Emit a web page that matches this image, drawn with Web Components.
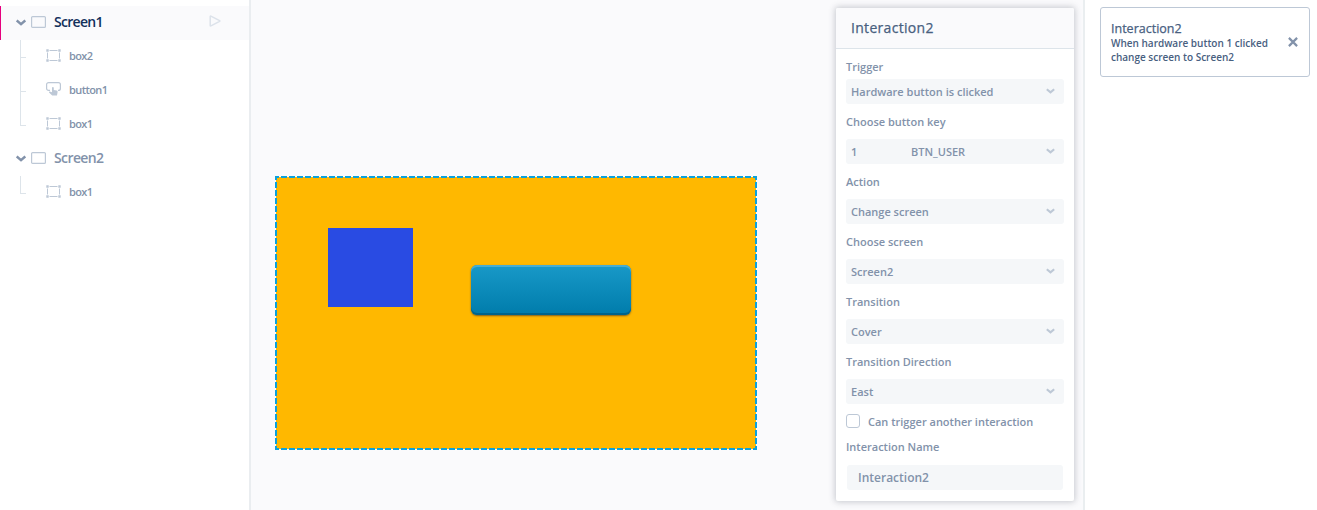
<!DOCTYPE html>
<html lang="en">
<head>
<meta charset="utf-8">
<title>Interaction editor</title>
<style>
body { margin: 0; background: #fafafc; font-family: "Open Sans", "Noto Sans", sans-serif; }
</style>
</head>
<body>
<editor-app></editor-app>
<script>
const define = (name, html, setup) => {
  customElements.define(name, class extends HTMLElement {
    connectedCallback() {
      if (this.shadowRoot) return;
      const t = document.createElement('template');
      t.innerHTML = '<style>*{box-sizing:border-box}:host{box-sizing:border-box}</style>' + html;
      this.attachShadow({ mode: 'open' }).append(t.content.cloneNode(true));
      if (setup) setup(this, this.shadowRoot);
    }
  });
};

const icons = {
  chevron: ['0 0 10 7', '<path d="M.7 1.4 5 5.1 9.3 1.4" fill="none" stroke="currentColor" stroke-width="2.5"/>'],
  screen: ['0 0 15 12', '<rect x=".6" y=".6" width="13.8" height="10.8" rx="1" fill="none" stroke="currentColor" stroke-width="1.2"/>'],
  play: ['0 0 12 12', '<path d="M1.2 1.5Q1.2.8 1.9 1.1L10.6 5.6Q11.2 6 10.6 6.4L1.9 10.8Q1.2 11.1 1.2 10.4Z" fill="none" stroke="currentColor" stroke-width="1.5"/>'],
  box: ['0 0 15 13', '<path d="M3.5 1.5h8M3.5 11.5h8M1.5 3.5v6M13.5 3.5v6" fill="none" stroke="currentColor"/><path d="M.3.3h2.4v2.4H.3zM12.3.3h2.4v2.4h-2.4zM.3 10.3h2.4v2.4H.3zM12.3 10.3h2.4v2.4h-2.4z" fill="currentColor"/>'],
  button: ['0 0 15 14', '<path d="M4 8.4H2.6a2 2 0 0 1-2-2V2.6a2 2 0 0 1 2-2h9.8a2 2 0 0 1 2 2v3.8a2 2 0 0 1-2 2H12" fill="none" stroke="currentColor" stroke-width="1.2"/><path d="M6 6q0-1 .9-1t.9 1V8l2.8.6q1.2.3 1 1.5l-.6 3.4H6.2L3 10.5q-.2-1 .6-1.1l2.4.8z" fill="currentColor"/>'],
  close: ['0 0 10 10', '<path d="M.9.9 9.1 9.1M9.1.9.9 9.1" stroke="currentColor" stroke-width="2.2"/>']
};
define('ui-icon', '<style>:host{display:block;flex:none}svg{display:block;width:100%;height:100%}</style>', (el, root) => {
  const [box, shape] = icons[el.getAttribute('name')];
  root.innerHTML += `<svg viewBox="${box}">${shape}</svg>`;
});

define('tree-screen', `
<style>
:host{display:block;color:#8292aa}
.head{display:flex;align-items:center;height:34px;padding:0 0 2px 16px;font:600 14px/20px "Open Sans",sans-serif;letter-spacing:-.6px}
:host([active]) .head{background:#fafafc;border-left:1px solid #e6007e;padding-left:15px;color:#12305b;letter-spacing:-.7px}
.chev{width:10px;height:7px;color:#8292aa;margin-top:1px}
.scr{width:15px;height:12px;margin:0 8px 0 5px;color:#bdc8d6}
.play{display:none;width:12px;height:12px;color:#dce2ea;margin:-3px 28px 0 auto}
:host([active]) .play{display:block}
</style>
<div class="head"><ui-icon class="chev" name="chevron"></ui-icon><ui-icon class="scr" name="screen"></ui-icon><slot name="title"></slot><ui-icon class="play" name="play"></ui-icon></div>
<slot></slot>`);

define('tree-item', `
<style>
:host{display:flex;height:34px;padding-left:20px;font:600 11px/15px "Open Sans",sans-serif;letter-spacing:-.6px;color:#8292aa}
.branch{width:6px;flex:none;display:flex;flex-direction:column}
.up{height:18px;border-left:1px solid #dde4ea;border-bottom:1px solid #dde4ea}
.down{flex:1;border-left:1px solid #dde4ea}
:host([last]) .down{border:0}
ui-icon{width:15px;height:13px;margin:9px 8px 0 20px;color:#bdc8d6}
ui-icon[name=button]{height:14px;margin-top:8px}
span{margin-top:8px}
</style>
<div class="branch"><div class="up"></div><div class="down"></div></div>`, (el, root) => {
  root.innerHTML += `<ui-icon name="${el.getAttribute('icon')}"></ui-icon><span><slot></slot></span>`;
});

define('screen-canvas', `
<style>
:host{display:block;position:relative;width:480px;height:272px;background:#ffb800;flex:none;margin:177px 0 0 25px}
.edge{position:absolute;left:-1px;top:-1px}
.box{position:absolute;left:52px;top:51px;width:85px;height:79px;background:#294be3}
.btn{position:absolute;left:195px;top:88px;width:160px;height:50px;border-radius:6px;background:linear-gradient(#1899c8,#007cab);box-shadow:inset 0 2px #48acd1,inset 0 -2px #00648b,0 1px 2px #795d22}
</style>
<div class="box"></div><div class="btn"></div>
<svg class="edge" width="482" height="274"><rect x="1" y="1" width="480" height="272" fill="none" stroke="#0ba1dc" stroke-width="2" stroke-dasharray="6 2" stroke-dashoffset="3"/></svg>`);

define('field-select', `
<style>
:host{display:block;font:600 11px/15px "Open Sans",sans-serif;color:#8292aa;margin-top:10px}
.ctl{display:flex;align-items:center;height:25px;margin-top:var(--gap,10px);padding:0 9px 0 5px;background:#f5f7f9;border-radius:3px}
ui-icon{width:9px;height:6px;color:#bdc8d6;margin:-1px 0 0 auto}
</style>
<slot name="label"></slot><div class="ctl"><slot></slot><ui-icon name="chevron"></ui-icon></div>`);

define('interaction-panel', `
<style>
:host{display:block;width:238px;height:493px;margin:8px 9px 0 auto;background:#fff;border-radius:2px;box-shadow:0 0 6px 1px rgba(70,75,90,.28);font:600 11px/15px "Open Sans",sans-serif;color:#8292aa}
header{height:41px;padding:0 15px;background:#fafafc;border-bottom:1px solid #dde4ea;border-radius:2px 2px 0 0;color:#48607f;font-size:14px;font-weight:500;letter-spacing:.3px;line-height:40px;-webkit-text-stroke:.25px #48607f}
.body{padding:0 10px}
.key{width:60px;display:inline-block}
.check{display:flex;margin-top:10px;height:16px}
.check i{width:14px;height:14px;border:1px solid #bdc8d6;border-radius:3px;margin-right:8px}
.name{margin-top:9px}
.input{height:25px;margin:11px 1px 0;padding-left:11px;background:#f5f7f9;border-radius:3px;font-size:12px;line-height:25px}
</style>
<header>Interaction2</header>
<div class="body">
<field-select style="--gap:5px"><span slot="label">Trigger</span>Hardware button is clicked</field-select>
<field-select><span slot="label">Choose button key</span><span class="key">1</span><span>BTN_USER</span></field-select>
<field-select><span slot="label">Action</span>Change screen</field-select>
<field-select><span slot="label">Choose screen</span>Screen2</field-select>
<field-select><span slot="label">Transition</span>Cover</field-select>
<field-select><span slot="label">Transition Direction</span>East</field-select>
<div class="check"><i></i><span>Can trigger another interaction</span></div>
<div class="name">Interaction Name</div><div class="input">Interaction2</div>
</div>`);

define('interaction-card', `
<style>
:host{display:flex;align-items:center;width:210px;height:70px;border:1px solid #bdc8d6;border-radius:3px;padding:0 11px 0 10px;color:#48607f;background:#fff}
div{margin-bottom:2px}
h3{margin:0;padding-top:3px;font:500 12.5px/15px "Open Sans",sans-serif;-webkit-text-stroke:.25px #48607f}
p{margin:0;font:600 10px/14px "Open Sans",sans-serif;white-space:nowrap}
ui-icon{width:10px;height:10px;margin-left:auto;color:#8292aa}
</style>
<div><h3><slot name="title"></slot></h3><p><slot></slot></p></div><ui-icon name="close"></ui-icon>`);

define('editor-app', `
<style>
:host{display:flex;width:1317px;height:510px;overflow:hidden}
.left{width:251px;flex:none;background:#fff;border-right:2px solid #eaedf0;padding-top:6px}
main{flex:1;display:flex;background:#fafafc}
.right{width:234px;flex:none;background:#fff;border-left:2px solid #eaeef0;padding:7px 0 0 15px}
</style>
<aside class="left">
<tree-screen active><span slot="title">Screen1</span><tree-item icon="box">box2</tree-item><tree-item icon="button">button1</tree-item><tree-item icon="box" last>box1</tree-item></tree-screen>
<tree-screen><span slot="title">Screen2</span><tree-item icon="box" last>box1</tree-item></tree-screen>
</aside>
<main><screen-canvas></screen-canvas><interaction-panel></interaction-panel></main>
<aside class="right"><interaction-card><span slot="title">Interaction2</span>When hardware button 1 clicked<br>change screen to Screen2</interaction-card></aside>`);
</script>
</body>
</html>
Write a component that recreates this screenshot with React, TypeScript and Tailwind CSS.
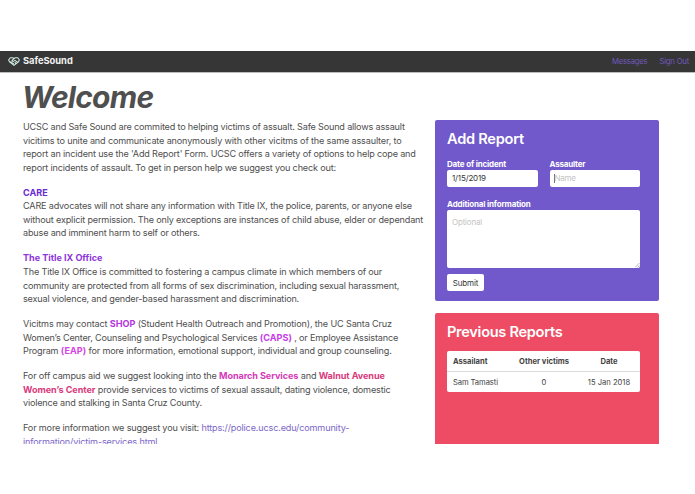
==================================================
**Goal**
Pull out each line containing the word "with" and copy it.

**Solution to this exercise**
Emit a web page that matches this image, drawn with Web Components.
Write a component that recreates this screenshot with React, TypeScript and Tailwind CSS.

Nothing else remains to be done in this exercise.